3. Avoid One-Sided Agreements

State courts will often search for reasons to void an arbitration agreement.  So the agreement should be drafted to be as even-handed as possible.  Although the lack of mutuality of remedies will not invalidate a contract,[9] the remedies should be reasonably comparable.  For example, the agreement should not carve out special remedies available only to the facility.  Actions for eviction are often unique and not appropriate for arbitration; however, excluding those claims alone from arbitration may lead a court to find the agreement unconscionable because it is too one-sided.  If the facility wants to keep certain remedies such as eviction outside of the arbitration agreement, it should specify that all claims that may be brought in small claims or magistrate’s court, by either residents or the facility, are exempt from arbitration.

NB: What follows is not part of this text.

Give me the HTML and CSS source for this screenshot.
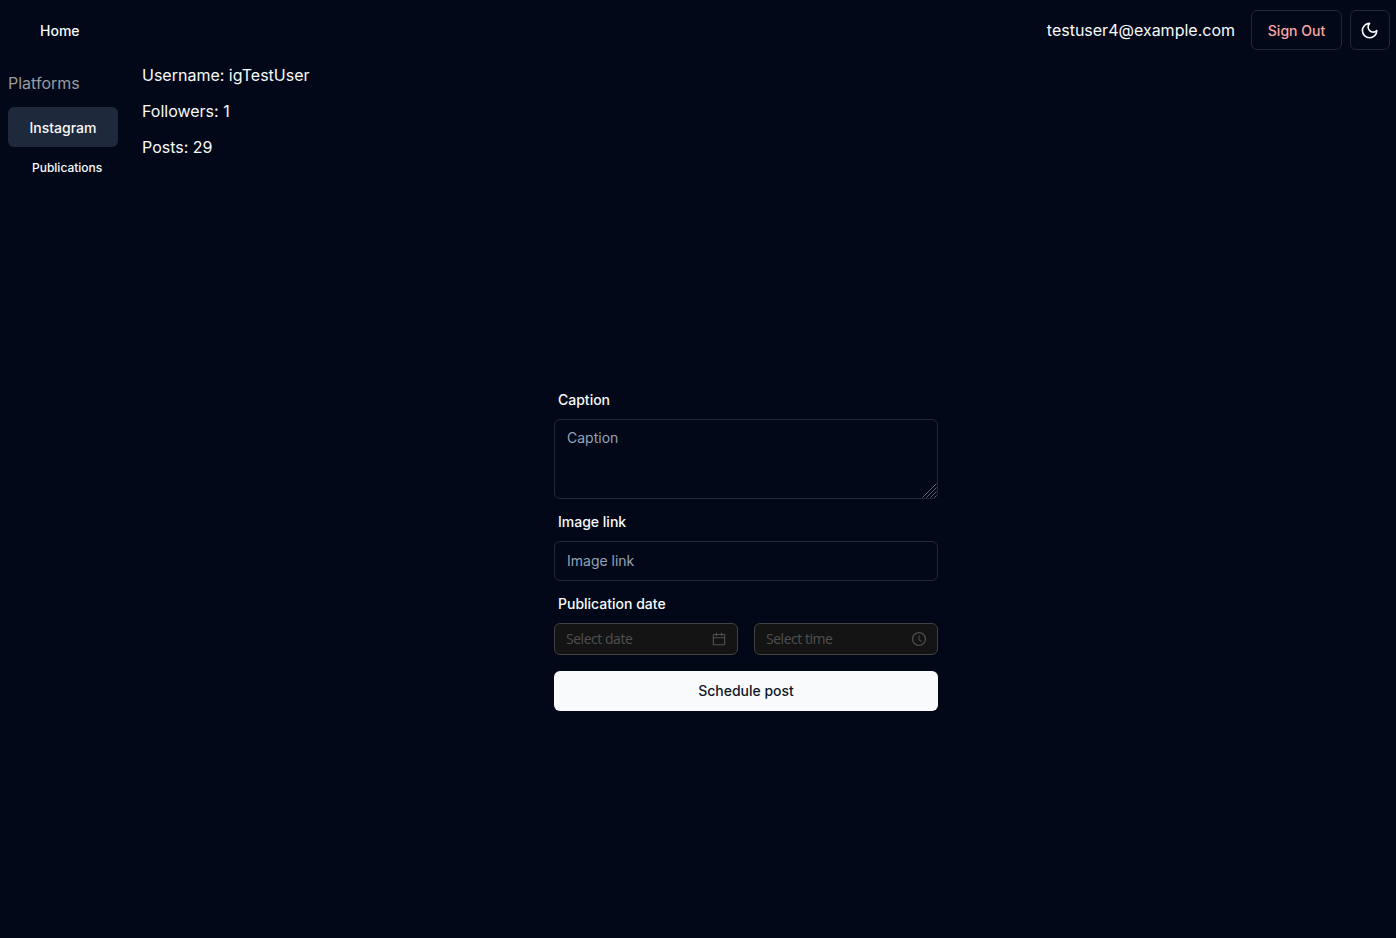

Courts often disapprove of arbitration agreements that minimize meaningful discovery,[10] provide a low cap compensatory damages or bar punitive damages,[11] or remove the right to appeal.  It may require a cost-benefit analysis to determine whether it is worth removing some of these limitations. But the more open and even-handed the arbitration agreement is, the more likely it will be upheld.

Make discovery restrictions balanced, too.  Allow each party to take the other’s deposition and to get a report and depose opposing experts.  Do not severely limit document discovery.  Trial courts view this as a one-sided limitation, as the resident only has a few documents and the facility holds all the files.

Allowing the applicant a thirty day period to rescind the arbitration agreement may also make a judge more favorable to enforcement.  The rescission period does not impact legal enforceability in any manner.  The Federal Arbitration Act does not require a rescission period.  It may, however, soften a judge’s reluctance to enforce an arbitration clause and, based on client experience, residents and responsible parties rarely exercise the rescission right. 

4. Have a Power of Attorney or Guardian Sign Jointly With the Resident

When a resident is incompetent or a third party must make payment, a “responsible party” who is a power of attorney or guardian should also sign the papers.  This helps defeat challenges that plaintiff’s lawyers sometimes make as to whether a “responsible party” had the authority to bind the resident.  Be sure to verify the “responsible party’s” authority as well.  The facility should get a copy of the power of attorney, court order, or other document granting the authority. 

5. Make Sure it is Severable

Finally, make sure the residency agreement or admission contract includes a provision that allows a court to sever offending portions of the arbitration clause specifically and enforce the rest.  Without a severability clause, it may be “all or nothing.”  Including a severability clause provides the court a way to give each party something and reach a compromise.

While these five tips do not guarantee an enforceable arbitration clause, they will provide strong arguments and increase the likelihood of enforcement. 


[1] S.C. Code Ann. § 15-48-10(b)(4).

[2] Allied-Bruce Terminix Cos., Inc. v. Dobson, 513 U.S. 265, 269 (1995).

[3] 9 U.S.C. § 2.

[4] 513 U.S. 265, 269 (1995).

[5] 310 S.C. 469, 427 S.E.2d 642 (1993).

[6] 383 S.C. 125, 678 S.E.2d 435 (2009).

[7] Hooters of America, Inc. v. Phillips, 173 F.3d 933, 938-39 (4th Cir. 1999).

[8] Murray v. United Food and Commercial Workers Intern. Union, 289 F.3d 297, 304-305 (4th Cir. 2002).

[9] See Munoz v. Green Tree Financial, 342 S.C. 531, 542 S.E.2d 360 (2001).

[10] Ostroff v. Alterra Healthcare Corp., 433 F.Supp.2d 538 (E.D. Pa. 2006).

[11] Alterra Healthcare Corp. v. Bryant, 937 So.2d 263 (Ct. App. Fla. 2006).